The ideal situations, according to Jacobsen, are alleyways, because most are flat and have drainage issues, which are only magnified in the winter time when freezing temperatures coat the area.

“The biggest problem I have heard [with porous pavement] is the plugging of the pavement with sand or something like that, so you have to be really careful where you put it,” noted Jacobsen. “The recycling center should serve as a good testing ground because we don’t plan on doing any kind of sanding in that area.”
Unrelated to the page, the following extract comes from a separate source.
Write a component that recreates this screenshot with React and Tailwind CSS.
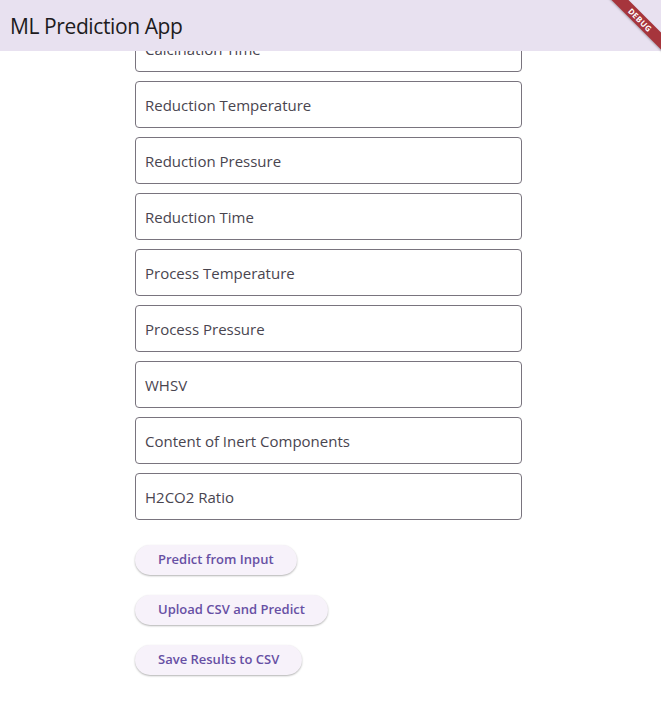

The newest pavement-management hit to cover Lakewood is the Reclamite surface sealant process. According to Jacobsen, the surface sealer penetrates the asphalt and is designed to rejuvenate the top layer and put back some of the oil that is lost in sunlight. The contractor sprays it at a certain rate, usually one-tenth of a gallon per square yard, before applying a light layer of sand, which is removed the following day. The city of Lakewood has been doing some before and after core testing, which involves a penetration test on the top 1?8 in. of the core. Jacobsen is looking to see if the penetration does indeed improve, and if the softening of the top layer of oil translates into less cracking and raveling in the pavement. After doing an initial application in 2010, Lakewood used Reclamite on 8 lane-miles in 2011 and is looking to expand the program moving forward.

“We are seeing promising results,” said Jacobsen. “It kinda swells that asphalt surface so it doesn’t have as many voids, and you can definitely see that. It seems to be slowing down the rate of reflective cracking.”

Jacobsen also said the Reclamite provides a seal, and he is trying to apply it at the four-year mark in the maintenance cycle when the street is still in relatively good shape.

“What you are doing is trying to rejuvenate that top layer that has been oxidized and has gotten brittle from the sunlight. It is a fairly inexpensive and simple process,” added Jacobsen.